Basically every medical professional I talked to expresses extreme reservations about the ProPublica database. A doctor was concerned about how they accounted for difficult cases (again, see methodology). A consultant said that rampant Medicare fraud makes the data questionable (it’s still the best data available). A friend noted that #capitalism would mean the best surgeons would become too exclusive to be available to those who needed them. Some have compared it to the disastrous experiment in paying teachers based on test scores. Will doctors turn away difficult patients to uphold their rankings? And what about the poor doctors who have made it through years of frantic studying and competing, through college, through med school, only to keep being graded for their entire lives? Can you imagine having what is essentially your annual performance review available publicly?

There is some precedent for doctor-specific evaluation. In an effort to increase transparency, New York began publishing mortality rates for individual cardiovascular surgeons in 1989, and as with the ProPublica ratings, the numbers were adjusted to account for riskiness of patient (for example, a patient would be excluded if they were receiving more than one procedure). As a result, hospitals upgraded protocols and mortality rates dropped dramatically, by a third.

Or did they? One study found that two-thirds of cardiovascular surgeons admitted to not treating a patient in order to protect their scores. New York Magazine found instances of patients receiving unnecessary procedures in order to exclude them from stats, risky patients being sent out of state, and risk level being fudged in order to make the doctor look more skilled. There are numerous ways to game the system, despite the part of the Hippocratic oath where doctors promise, “I will remember that I remain a member of society, with special obligations to all my fellow human beings, those sound of mind and body as well as the infirm.”

One school of thought is that surgeons’ statistics should be available at the hospital-level instead of being made public. A recent article in Medium explored this possibility with a system called Amplio that collects extensive data before, during, and after operations, and can provide results taking a number of different factors into account. The scores differ from the ProPublica numbers in that they are multifaceted (meaning, surgeons can’t try to optimize along only one measure, like hospital readmissions), take all patients into account (not just Medicare), but, most importantly, stay anonymous within the hospital. By keeping results confidential, Amplio hopes to avoid system-gaming while still encouraging surgeons to seek help if needed.
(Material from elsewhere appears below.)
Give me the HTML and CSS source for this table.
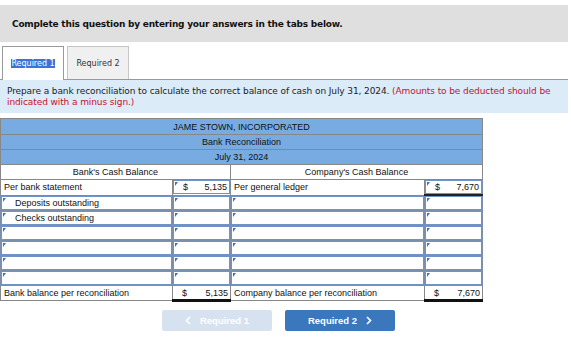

The article argues that “patients actually make little use of objective outcomes data when it’s available, that in fact they’re much more likely to choose a surgeon or hospital based on reputation or raw proximity.”
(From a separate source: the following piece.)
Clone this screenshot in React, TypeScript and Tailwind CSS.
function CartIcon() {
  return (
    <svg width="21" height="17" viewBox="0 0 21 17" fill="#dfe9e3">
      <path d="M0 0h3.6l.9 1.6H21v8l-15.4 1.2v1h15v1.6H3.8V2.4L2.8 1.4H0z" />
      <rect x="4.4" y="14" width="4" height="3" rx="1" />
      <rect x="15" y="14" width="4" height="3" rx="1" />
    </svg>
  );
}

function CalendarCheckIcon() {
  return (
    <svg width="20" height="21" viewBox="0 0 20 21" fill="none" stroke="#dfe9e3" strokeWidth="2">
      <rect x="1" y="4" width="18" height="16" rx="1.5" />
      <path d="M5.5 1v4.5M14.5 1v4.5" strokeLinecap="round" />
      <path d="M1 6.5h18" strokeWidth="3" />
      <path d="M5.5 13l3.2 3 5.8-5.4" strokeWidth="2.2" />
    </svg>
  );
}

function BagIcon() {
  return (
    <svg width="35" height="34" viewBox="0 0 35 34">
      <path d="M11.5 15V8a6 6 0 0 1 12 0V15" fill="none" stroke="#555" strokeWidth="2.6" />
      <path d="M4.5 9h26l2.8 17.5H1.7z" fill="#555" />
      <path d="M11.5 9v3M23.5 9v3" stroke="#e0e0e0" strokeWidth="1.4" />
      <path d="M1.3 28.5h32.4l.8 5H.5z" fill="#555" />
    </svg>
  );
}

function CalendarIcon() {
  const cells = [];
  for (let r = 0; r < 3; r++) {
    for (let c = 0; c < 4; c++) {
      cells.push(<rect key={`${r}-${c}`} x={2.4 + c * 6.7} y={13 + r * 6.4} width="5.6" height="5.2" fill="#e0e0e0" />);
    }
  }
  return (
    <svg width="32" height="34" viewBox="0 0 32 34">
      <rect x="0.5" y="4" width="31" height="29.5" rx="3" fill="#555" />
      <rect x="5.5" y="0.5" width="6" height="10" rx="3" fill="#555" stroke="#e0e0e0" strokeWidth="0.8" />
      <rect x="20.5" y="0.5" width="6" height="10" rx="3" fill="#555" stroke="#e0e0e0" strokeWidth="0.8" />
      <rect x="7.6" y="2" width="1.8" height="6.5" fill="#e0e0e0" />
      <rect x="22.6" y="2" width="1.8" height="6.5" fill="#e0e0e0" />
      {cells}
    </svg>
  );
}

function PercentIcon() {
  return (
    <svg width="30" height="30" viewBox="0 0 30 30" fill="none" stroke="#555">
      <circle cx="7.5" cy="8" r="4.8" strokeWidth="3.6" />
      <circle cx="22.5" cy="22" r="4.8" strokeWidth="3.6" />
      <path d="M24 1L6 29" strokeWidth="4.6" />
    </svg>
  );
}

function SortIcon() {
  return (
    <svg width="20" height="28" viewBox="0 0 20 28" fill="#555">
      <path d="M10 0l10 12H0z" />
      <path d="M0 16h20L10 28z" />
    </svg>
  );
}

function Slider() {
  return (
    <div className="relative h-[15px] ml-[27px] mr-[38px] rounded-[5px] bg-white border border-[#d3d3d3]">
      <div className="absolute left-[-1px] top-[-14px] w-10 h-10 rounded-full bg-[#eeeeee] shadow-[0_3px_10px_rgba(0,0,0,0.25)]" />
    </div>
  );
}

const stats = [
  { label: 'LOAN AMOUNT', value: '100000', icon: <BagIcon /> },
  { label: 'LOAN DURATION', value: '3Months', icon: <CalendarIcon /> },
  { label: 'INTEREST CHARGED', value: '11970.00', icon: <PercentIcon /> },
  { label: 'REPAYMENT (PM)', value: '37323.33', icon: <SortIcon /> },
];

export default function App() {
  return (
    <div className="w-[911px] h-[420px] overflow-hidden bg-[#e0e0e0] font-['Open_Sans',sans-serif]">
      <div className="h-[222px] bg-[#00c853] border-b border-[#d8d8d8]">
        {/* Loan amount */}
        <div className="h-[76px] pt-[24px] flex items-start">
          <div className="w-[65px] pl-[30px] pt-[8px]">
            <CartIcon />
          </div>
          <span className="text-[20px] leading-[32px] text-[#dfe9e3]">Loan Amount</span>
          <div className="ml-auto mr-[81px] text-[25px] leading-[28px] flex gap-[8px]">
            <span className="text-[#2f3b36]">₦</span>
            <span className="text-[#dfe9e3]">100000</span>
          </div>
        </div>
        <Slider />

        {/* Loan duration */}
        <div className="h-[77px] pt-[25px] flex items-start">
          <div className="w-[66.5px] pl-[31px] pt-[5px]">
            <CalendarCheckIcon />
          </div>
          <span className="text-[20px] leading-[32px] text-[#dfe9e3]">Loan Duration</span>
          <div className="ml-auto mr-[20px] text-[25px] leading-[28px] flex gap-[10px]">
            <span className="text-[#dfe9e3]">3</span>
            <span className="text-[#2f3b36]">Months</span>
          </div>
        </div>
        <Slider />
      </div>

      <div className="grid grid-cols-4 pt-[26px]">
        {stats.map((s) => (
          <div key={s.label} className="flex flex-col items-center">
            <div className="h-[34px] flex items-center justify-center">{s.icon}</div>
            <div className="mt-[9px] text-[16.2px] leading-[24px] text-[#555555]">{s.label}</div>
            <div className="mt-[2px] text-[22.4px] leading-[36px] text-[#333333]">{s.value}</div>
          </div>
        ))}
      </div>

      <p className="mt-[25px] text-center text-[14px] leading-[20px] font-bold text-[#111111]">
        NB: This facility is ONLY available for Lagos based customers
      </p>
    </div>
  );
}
However, ProPublica points out that hospitals are unlikely to self-regulate. The sad truth is that readmissions result in more money for the hospital, though Medicare is putting incentives in place to curb this. Questionable cases are put before a peer review panel, which largely does nothing (the strictest punishment most members can remember handing out is a “letter of inquiry”). ProPublica notes, “Peer review is often undermined by the personal and financial ties that bind doctors together, according to experts and a 2008 study.”

In 1999, a report called “To Err Is Human” from the Institute of Medicine shocked the medical world, revealing that some 98,000 deaths were caused by medical errors every year. They avoided placing blame on individual doctors, and instead suggested several system-wide improvements to avoid mistakes. Now, it’s estimated that number is 400,000, making it the third leading cause of death in the United States.

We need to change something, and tools like the Surgeon Scorecard seem as good as anything else. Surgeons need the data in order to know how to improve, and the public should be able to use performance when making medical decisions. While I don’t think the ProPublica ratings are the one true answer to solve this problem, and measures certainly need to be in place to safeguard against gaming, I think it’s clear that public accountability is a step in the right direction.